If it’s all not easy, then maybe they’ve changed the password on the secret genius fortress.  And you’re just one of the madding crowd.  A non-reader.  A non-creative.  Plodding.  A fraud in the eyes of everyone over the years who put these laurels on me and praised my ability with the written word. Over the past eight years, spending the amount of time I wanted to spend on my writing always felt self-indulgent, and when I did, it wasn’t easy.  I would try and settle down with a book, one I loved, or a new one from an author I knew I adored and their style was engaging and within ten minutes or less, my eyes started to glance towards my computer, and I realized that I’d been on auto-pilot.  No actual comprehension of the words had taken place.  I’d turned the page and hadn’t seen anything.  This,  I thought, was frightening.  This was not right.

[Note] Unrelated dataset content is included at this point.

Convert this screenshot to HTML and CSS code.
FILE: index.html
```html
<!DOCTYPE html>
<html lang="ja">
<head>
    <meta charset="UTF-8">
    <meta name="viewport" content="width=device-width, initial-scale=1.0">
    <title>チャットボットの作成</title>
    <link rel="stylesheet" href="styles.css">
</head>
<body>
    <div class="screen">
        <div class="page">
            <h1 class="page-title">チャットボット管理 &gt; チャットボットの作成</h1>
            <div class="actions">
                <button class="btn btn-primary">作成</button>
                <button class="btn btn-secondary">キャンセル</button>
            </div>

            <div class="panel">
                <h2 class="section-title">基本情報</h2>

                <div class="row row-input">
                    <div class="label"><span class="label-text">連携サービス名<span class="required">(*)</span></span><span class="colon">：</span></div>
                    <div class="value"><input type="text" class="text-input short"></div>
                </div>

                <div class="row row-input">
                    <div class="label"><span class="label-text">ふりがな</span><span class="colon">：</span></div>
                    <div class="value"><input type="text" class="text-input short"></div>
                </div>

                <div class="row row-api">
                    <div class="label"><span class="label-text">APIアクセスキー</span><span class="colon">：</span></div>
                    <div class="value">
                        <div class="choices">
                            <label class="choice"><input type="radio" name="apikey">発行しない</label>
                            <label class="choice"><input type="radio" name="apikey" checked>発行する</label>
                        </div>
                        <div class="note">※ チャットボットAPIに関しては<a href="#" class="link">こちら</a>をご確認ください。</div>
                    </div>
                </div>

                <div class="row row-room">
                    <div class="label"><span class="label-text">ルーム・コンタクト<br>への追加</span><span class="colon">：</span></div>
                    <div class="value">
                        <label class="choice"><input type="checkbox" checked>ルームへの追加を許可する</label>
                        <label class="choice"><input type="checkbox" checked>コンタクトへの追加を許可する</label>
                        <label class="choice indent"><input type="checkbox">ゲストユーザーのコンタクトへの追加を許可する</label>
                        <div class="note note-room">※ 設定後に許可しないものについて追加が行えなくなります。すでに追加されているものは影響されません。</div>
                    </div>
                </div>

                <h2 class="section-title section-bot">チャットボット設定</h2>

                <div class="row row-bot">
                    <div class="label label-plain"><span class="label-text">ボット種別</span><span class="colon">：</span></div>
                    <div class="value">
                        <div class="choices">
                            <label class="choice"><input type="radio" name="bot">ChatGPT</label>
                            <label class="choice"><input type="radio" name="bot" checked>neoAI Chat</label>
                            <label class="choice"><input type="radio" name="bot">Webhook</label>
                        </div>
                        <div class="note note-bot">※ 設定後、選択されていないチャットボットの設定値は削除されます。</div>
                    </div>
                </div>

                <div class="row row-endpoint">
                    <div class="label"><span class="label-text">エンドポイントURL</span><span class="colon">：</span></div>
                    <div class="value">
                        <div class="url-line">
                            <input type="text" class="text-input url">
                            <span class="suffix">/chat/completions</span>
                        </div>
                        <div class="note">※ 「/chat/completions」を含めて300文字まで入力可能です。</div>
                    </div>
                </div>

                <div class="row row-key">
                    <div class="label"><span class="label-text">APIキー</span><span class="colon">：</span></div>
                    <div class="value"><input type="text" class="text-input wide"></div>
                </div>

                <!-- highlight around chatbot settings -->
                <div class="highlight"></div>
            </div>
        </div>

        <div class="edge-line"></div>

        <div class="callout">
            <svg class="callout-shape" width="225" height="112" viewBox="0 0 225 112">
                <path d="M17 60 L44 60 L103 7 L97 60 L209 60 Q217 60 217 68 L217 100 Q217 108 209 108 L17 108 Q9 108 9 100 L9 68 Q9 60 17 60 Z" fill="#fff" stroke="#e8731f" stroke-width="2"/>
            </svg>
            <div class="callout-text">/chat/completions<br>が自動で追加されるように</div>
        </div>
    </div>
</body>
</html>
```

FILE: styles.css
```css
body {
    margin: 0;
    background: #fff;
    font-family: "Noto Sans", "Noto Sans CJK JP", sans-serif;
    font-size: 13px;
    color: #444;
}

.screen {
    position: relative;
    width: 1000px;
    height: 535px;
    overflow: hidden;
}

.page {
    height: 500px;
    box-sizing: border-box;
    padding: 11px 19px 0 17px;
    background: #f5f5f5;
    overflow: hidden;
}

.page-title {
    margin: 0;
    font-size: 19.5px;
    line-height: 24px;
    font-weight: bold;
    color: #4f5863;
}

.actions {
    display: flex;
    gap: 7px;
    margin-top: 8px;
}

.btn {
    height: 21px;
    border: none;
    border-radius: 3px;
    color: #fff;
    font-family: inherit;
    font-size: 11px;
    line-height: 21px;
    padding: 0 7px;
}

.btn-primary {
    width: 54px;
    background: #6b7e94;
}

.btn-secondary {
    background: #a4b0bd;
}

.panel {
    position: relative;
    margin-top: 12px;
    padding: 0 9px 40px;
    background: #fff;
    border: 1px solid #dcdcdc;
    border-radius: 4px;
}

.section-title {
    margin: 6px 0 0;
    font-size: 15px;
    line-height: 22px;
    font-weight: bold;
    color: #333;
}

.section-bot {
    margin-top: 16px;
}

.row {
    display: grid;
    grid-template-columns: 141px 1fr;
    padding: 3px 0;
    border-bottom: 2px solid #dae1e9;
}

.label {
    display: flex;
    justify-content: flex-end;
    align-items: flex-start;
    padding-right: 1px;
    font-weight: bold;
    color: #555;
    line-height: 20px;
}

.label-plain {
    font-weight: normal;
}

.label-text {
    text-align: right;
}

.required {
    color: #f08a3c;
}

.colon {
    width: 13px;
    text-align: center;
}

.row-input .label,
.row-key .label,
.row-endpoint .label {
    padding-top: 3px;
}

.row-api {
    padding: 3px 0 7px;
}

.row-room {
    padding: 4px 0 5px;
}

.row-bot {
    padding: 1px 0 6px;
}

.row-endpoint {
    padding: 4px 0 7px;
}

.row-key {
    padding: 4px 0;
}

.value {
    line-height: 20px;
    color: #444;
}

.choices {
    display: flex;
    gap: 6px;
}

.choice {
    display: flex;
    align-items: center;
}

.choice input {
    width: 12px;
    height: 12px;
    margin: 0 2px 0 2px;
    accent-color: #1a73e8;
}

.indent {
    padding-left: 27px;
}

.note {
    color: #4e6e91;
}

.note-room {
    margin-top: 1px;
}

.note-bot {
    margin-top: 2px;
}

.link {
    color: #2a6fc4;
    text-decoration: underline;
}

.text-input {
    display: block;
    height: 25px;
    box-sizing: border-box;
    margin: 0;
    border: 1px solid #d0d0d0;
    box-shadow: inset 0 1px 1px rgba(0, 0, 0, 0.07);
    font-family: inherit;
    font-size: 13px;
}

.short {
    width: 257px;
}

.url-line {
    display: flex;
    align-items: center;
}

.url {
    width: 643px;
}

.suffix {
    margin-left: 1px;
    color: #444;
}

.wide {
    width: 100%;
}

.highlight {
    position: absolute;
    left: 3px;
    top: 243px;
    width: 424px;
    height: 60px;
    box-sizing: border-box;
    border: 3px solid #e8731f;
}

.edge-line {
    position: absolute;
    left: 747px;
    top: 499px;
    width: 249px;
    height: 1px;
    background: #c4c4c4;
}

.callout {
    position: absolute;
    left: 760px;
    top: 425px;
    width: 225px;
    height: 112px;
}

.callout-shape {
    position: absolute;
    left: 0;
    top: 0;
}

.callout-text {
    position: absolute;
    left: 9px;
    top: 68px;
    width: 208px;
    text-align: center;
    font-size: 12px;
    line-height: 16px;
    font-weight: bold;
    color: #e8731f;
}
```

There were always things that took precedence, even just laying there, empty felt better than confirming your own ineptitude. Schrodinger’s Reader.  I just wanted it to feel the way it did when I was a kid, a luge run, a friction-free field where there was nothing to slow you or stop you but the tactile concerns of turning the page.  I just felt stupid, not that I was stressed and worried about work and myself and my future and that I’d pressurized everything and screwed on the lid.  It was, and is, another failure on the pile.  A part of myself discarded because it wasn’t precisely useful all the time to everyone around me.
Maybe it’s a sign of the times.  A sign of the result of having a new job and a new-found request to make myself happy, to let things pass through me instead of sticking like burning pitch in my heart.  But I read it and I didn’t worry about if I red gud. Or pretty.  Or the way those girls do.  Or the way that serious-minded writers read. I didn’t worry if it took me a year to read it, I was curious.  And I flew through it, sticking to every word as though they were little post-it notes.

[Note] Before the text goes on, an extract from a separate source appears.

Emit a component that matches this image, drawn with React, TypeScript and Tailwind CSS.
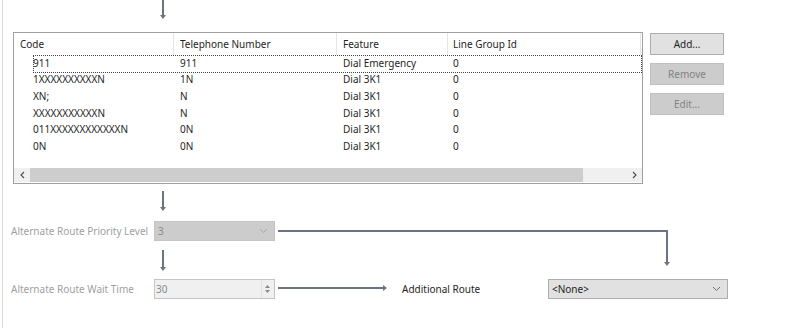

My heart felt the story deeply, but I think, more than anything I’m grateful for the reminder to try, to ask, to not assume understanding.  To not be angry that the flowers still live and they’re weird and spindly and drab colors more often than not.  I’m not Amanda Palmer-scale on average.  But there are parts of me that I think approach it.
So I’m using the page how I want to and writing on my own.  I think the 500 word number is still really important.  I’m holding fast to that.  But I do recognize that patting myself on the back for doing this when what I want – want deeply – is to be a writer of publishable, cohesive fictions and poems.  I can stand and deliver, but the practice I need now is to remember the palette of story.  To shroud myself in the glories of language.   To make things and fix ’em, and send them into the world.